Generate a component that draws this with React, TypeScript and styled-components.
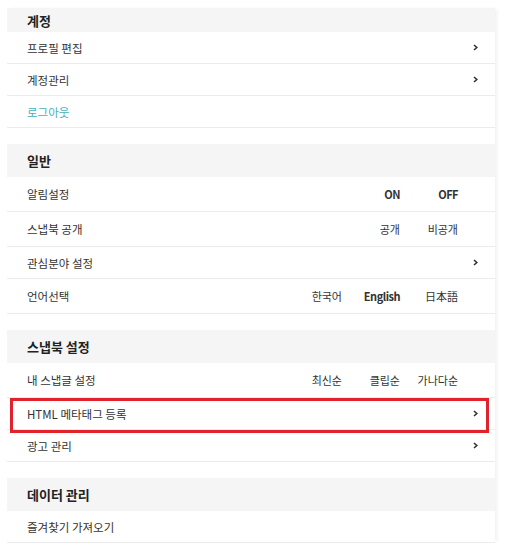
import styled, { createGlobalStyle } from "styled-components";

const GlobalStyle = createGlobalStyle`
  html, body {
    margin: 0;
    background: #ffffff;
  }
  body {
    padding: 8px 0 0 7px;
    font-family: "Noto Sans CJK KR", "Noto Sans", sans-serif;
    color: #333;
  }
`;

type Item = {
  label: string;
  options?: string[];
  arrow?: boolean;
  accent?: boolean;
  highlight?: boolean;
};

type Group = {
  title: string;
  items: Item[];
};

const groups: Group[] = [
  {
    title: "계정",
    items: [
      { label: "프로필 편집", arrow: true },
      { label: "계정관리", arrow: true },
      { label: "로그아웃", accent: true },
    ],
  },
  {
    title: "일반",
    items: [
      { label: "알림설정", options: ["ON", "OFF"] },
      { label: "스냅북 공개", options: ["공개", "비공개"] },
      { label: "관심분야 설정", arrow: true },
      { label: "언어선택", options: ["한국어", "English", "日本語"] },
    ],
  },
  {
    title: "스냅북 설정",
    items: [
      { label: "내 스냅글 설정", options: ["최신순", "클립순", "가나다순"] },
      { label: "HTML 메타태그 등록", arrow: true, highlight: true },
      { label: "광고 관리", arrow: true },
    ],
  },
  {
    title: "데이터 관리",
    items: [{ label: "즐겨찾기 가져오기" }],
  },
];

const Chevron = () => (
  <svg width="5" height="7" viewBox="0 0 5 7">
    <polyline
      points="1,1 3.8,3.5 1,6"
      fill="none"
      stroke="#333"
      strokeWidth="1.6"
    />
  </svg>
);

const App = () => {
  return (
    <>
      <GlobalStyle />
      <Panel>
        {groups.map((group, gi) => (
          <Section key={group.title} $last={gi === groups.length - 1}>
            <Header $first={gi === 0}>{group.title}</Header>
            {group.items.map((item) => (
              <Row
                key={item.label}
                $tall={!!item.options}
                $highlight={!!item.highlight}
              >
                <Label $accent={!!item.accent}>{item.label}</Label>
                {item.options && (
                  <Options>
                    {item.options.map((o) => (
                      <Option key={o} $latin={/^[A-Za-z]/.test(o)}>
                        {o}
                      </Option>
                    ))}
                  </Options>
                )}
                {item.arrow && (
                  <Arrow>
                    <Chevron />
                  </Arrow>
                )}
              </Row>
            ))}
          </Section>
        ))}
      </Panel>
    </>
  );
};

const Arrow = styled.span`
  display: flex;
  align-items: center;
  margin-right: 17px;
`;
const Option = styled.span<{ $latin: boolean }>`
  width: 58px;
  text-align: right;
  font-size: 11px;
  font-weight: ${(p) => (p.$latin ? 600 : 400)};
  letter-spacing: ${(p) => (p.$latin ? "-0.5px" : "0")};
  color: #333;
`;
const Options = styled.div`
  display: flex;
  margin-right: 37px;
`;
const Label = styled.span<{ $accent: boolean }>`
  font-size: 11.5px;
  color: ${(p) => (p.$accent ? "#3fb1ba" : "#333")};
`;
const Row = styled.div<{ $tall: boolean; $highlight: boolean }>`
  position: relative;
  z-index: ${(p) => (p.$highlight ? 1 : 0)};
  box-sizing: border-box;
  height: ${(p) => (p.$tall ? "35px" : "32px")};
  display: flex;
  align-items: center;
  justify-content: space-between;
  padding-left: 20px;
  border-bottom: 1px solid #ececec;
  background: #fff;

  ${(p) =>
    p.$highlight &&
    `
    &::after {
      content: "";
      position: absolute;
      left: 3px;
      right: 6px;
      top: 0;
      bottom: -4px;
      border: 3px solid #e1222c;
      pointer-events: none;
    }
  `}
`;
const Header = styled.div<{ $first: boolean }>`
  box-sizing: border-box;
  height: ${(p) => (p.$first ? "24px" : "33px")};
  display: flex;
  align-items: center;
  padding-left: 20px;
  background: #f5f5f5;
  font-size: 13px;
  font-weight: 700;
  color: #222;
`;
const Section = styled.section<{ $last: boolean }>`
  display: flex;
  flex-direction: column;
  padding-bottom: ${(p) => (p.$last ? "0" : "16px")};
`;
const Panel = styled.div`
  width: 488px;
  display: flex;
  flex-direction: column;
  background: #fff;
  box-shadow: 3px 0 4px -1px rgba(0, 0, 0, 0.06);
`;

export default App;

----

__Required work__.
All of the material above should be reproduced exactly, except the pictures.

__The response__.
Generate a component that draws this with React, TypeScript and styled-components.
import styled, { createGlobalStyle } from "styled-components";

const GlobalStyle = createGlobalStyle`
  html, body {
    margin: 0;
    background: #ffffff;
  }
  body {
    padding: 8px 0 0 7px;
    font-family: "Noto Sans CJK KR", "Noto Sans", sans-serif;
    color: #333;
  }
`;

type Item = {
  label: string;
  options?: string[];
  arrow?: boolean;
  accent?: boolean;
  highlight?: boolean;
};

type Group = {
  title: string;
  items: Item[];
};

const groups: Group[] = [
  {
    title: "계정",
    items: [
      { label: "프로필 편집", arrow: true },
      { label: "계정관리", arrow: true },
      { label: "로그아웃", accent: true },
    ],
  },
  {
    title: "일반",
    items: [
      { label: "알림설정", options: ["ON", "OFF"] },
      { label: "스냅북 공개", options: ["공개", "비공개"] },
      { label: "관심분야 설정", arrow: true },
      { label: "언어선택", options: ["한국어", "English", "日本語"] },
    ],
  },
  {
    title: "스냅북 설정",
    items: [
      { label: "내 스냅글 설정", options: ["최신순", "클립순", "가나다순"] },
      { label: "HTML 메타태그 등록", arrow: true, highlight: true },
      { label: "광고 관리", arrow: true },
    ],
  },
  {
    title: "데이터 관리",
    items: [{ label: "즐겨찾기 가져오기" }],
  },
];

const Chevron = () => (
  <svg width="5" height="7" viewBox="0 0 5 7">
    <polyline
      points="1,1 3.8,3.5 1,6"
      fill="none"
      stroke="#333"
      strokeWidth="1.6"
    />
  </svg>
);

const App = () => {
  return (
    <>
      <GlobalStyle />
      <Panel>
        {groups.map((group, gi) => (
          <Section key={group.title} $last={gi === groups.length - 1}>
            <Header $first={gi === 0}>{group.title}</Header>
            {group.items.map((item) => (
              <Row
                key={item.label}
                $tall={!!item.options}
                $highlight={!!item.highlight}
              >
                <Label $accent={!!item.accent}>{item.label}</Label>
                {item.options && (
                  <Options>
                    {item.options.map((o) => (
                      <Option key={o} $latin={/^[A-Za-z]/.test(o)}>
                        {o}
                      </Option>
                    ))}
                  </Options>
                )}
                {item.arrow && (
                  <Arrow>
                    <Chevron />
                  </Arrow>
                )}
              </Row>
            ))}
          </Section>
        ))}
      </Panel>
    </>
  );
};

const Arrow = styled.span`
  display: flex;
  align-items: center;
  margin-right: 17px;
`;
const Option = styled.span<{ $latin: boolean }>`
  width: 58px;
  text-align: right;
  font-size: 11px;
  font-weight: ${(p) => (p.$latin ? 600 : 400)};
  letter-spacing: ${(p) => (p.$latin ? "-0.5px" : "0")};
  color: #333;
`;
const Options = styled.div`
  display: flex;
  margin-right: 37px;
`;
const Label = styled.span<{ $accent: boolean }>`
  font-size: 11.5px;
  color: ${(p) => (p.$accent ? "#3fb1ba" : "#333")};
`;
const Row = styled.div<{ $tall: boolean; $highlight: boolean }>`
  position: relative;
  z-index: ${(p) => (p.$highlight ? 1 : 0)};
  box-sizing: border-box;
  height: ${(p) => (p.$tall ? "35px" : "32px")};
  display: flex;
  align-items: center;
  justify-content: space-between;
  padding-left: 20px;
  border-bottom: 1px solid #ececec;
  background: #fff;

  ${(p) =>
    p.$highlight &&
    `
    &::after {
      content: "";
      position: absolute;
      left: 3px;
      right: 6px;
      top: 0;
      bottom: -4px;
      border: 3px solid #e1222c;
      pointer-events: none;
    }
  `}
`;
const Header = styled.div<{ $first: boolean }>`
  box-sizing: border-box;
  height: ${(p) => (p.$first ? "24px" : "33px")};
  display: flex;
  align-items: center;
  padding-left: 20px;
  background: #f5f5f5;
  font-size: 13px;
  font-weight: 700;
  color: #222;
`;
const Section = styled.section<{ $last: boolean }>`
  display: flex;
  flex-direction: column;
  padding-bottom: ${(p) => (p.$last ? "0" : "16px")};
`;
const Panel = styled.div`
  width: 488px;
  display: flex;
  flex-direction: column;
  background: #fff;
  box-shadow: 3px 0 4px -1px rgba(0, 0, 0, 0.06);
`;

export default App;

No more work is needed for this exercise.